I was riding with a group in the mountains on some steep rocky trails.
Now whenever he gets 'left behind' he will get feisty, Then don't get left behind - keep up with the group
I shouldn't have to be afraid of my horse. He should do what I say always.
As often as I can. However, when we are gaiting, cantering, or doing faster work, I keep him in a fairly collected head position.
Do you ride Sunny on a long loose rein???
Practice in the arena with poles laid on the ground - make him adjust his length of pace
and work on your being able to determine the length of his stride.
Then when he and you are ready take him out, with one mounted friend,find a length of path with a steep slope (not too steep) and practice going up and down hills. You,ve got to get the length of rein you allow him correct - not enough to give him his head, not too little to negotiate the
steep path. Walk him down that path with your bodyand your feet working the stirrups.
Ok, I will try that.
So he started to get that feeling of no return (the peak of his gait right before a canter.
(not sure I understand this???)
You'd know if you rode gaited horses!
Once we get there, it is almost impossible to manually stop him). I ended up hauling on his mouth with all my strength, extremely off-balance, and he goes running down the rock trail with his head a-flailing doing everything he can to get away from the bit, tripping all the way.
The horse is panicking - your fault - you lost control. You probably gave him too much rein and by the sound of it you might need a slightly stronger bit but there again that might work against you.
Were you shouting at this point???? You must keep calm - otherwise the horse will panic.
At this point, yes. However, this has happened before. The only reason he'd be panicking is solely the reason he is seperated from his friends.
It's amazing I'm still alive.
Literally. No joke.
YES, you could have come off and you are lucky you did not. Your horse might have run off. You certainly at this point were upsetting the horses of your fellow riders.
Are you kidding?! They were long gone!
He listens to me only when he is alone. Not with other horses.
Partly that is because you don't go near steep stoney paths, I guess.
I've tried simply everything.
No, but you are realizing that you have a problem of control and are asking for help.
Of course! I don't want a runaway horse!
-re-training (work) in ring
You need some training out on the trail - the ring does not put the horse in a scenario where he will get excited.
I didn't think so either. However, that is what EVERYBODY had been telling me to do.
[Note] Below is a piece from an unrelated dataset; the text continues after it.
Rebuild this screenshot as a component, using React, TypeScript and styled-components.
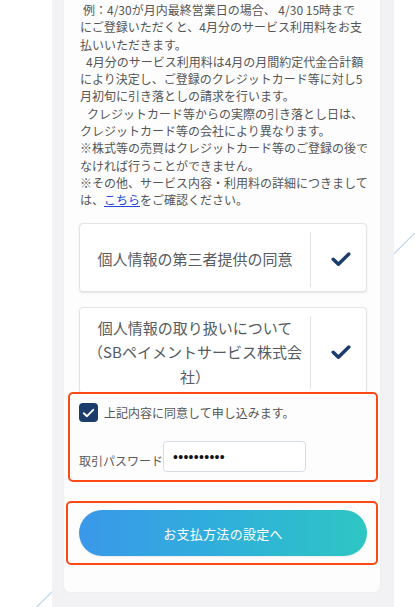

The test you are aiming for is to ride around the arena at the canter and to do it in the slowest time you can, without dropping back into jog (or trot). It is one of the "Le Trec"
You are absolutely positively right. I can't believe I never thought to work on his canter.. He HAS begun to canter really fast lately. I will definetely try that and continue to work on it.
Your fundamental problem seems to be that you can't slow your horse down and keep it slowed down. Pulling back on the bit is not the only answer. You must learn to use your seat and thighs as well.
How? Can a horse feel you through a western/Aussie saddle?
Should I just.... (and it pains me to say) Sell him? Do you really want a brain dead horse instead of this spunky little devil?
Anyway - you'll have the same problem with the next horse until you learn.
You are absolutely right!
-size (16 hands of muscle)
-temperment (silly, retard, high most of the time)
Perhaps he is "high" by nature. What do you feed him? Try some calming herbs and check magnesium levels in the soil - he may be short of magnesium which helps to hype him up.
1 pound of whole oats each morning/night. Nothing in them. He is a very easy keeper. Hay- about 2 flakes. Bermuda I believe.
HERD BOUND issue! When you go out to a club with your friends - do you get hyper when you are enjoying yourself?? Of course you do. Your horse is out with his mates, he gets hyper, then he gets excited , then he gets frightened. You should know how he feels.
I guess I never really thought to think that just standing next to his friend would be so rewarding, but I guess in a horse's mind, it IS! Hmm.. Gives a whole new thought.
By the sound of it,
you have a good seat (you did not fall off)
You have got spirit (you did not give up)
You asked for help (the first stage of rehabilitation)
You've got a forward going spunky little horse which you quite like.
You did not get hurt - (You were lucky that time - but you might get hurt next time!!!!)
Ha, ha. Thank you very much! I get a little credit!
-What do cavisons do? -
look it up on the Internet - do a google - cavessons.
Yeah.. I just wanted to know you guys' thoughts. Google is not always a reliable source.
So.. Is this seriously a trainer thing, or can I afterall fix it myself? Should I work in his feet and gait speeds first and work my way up?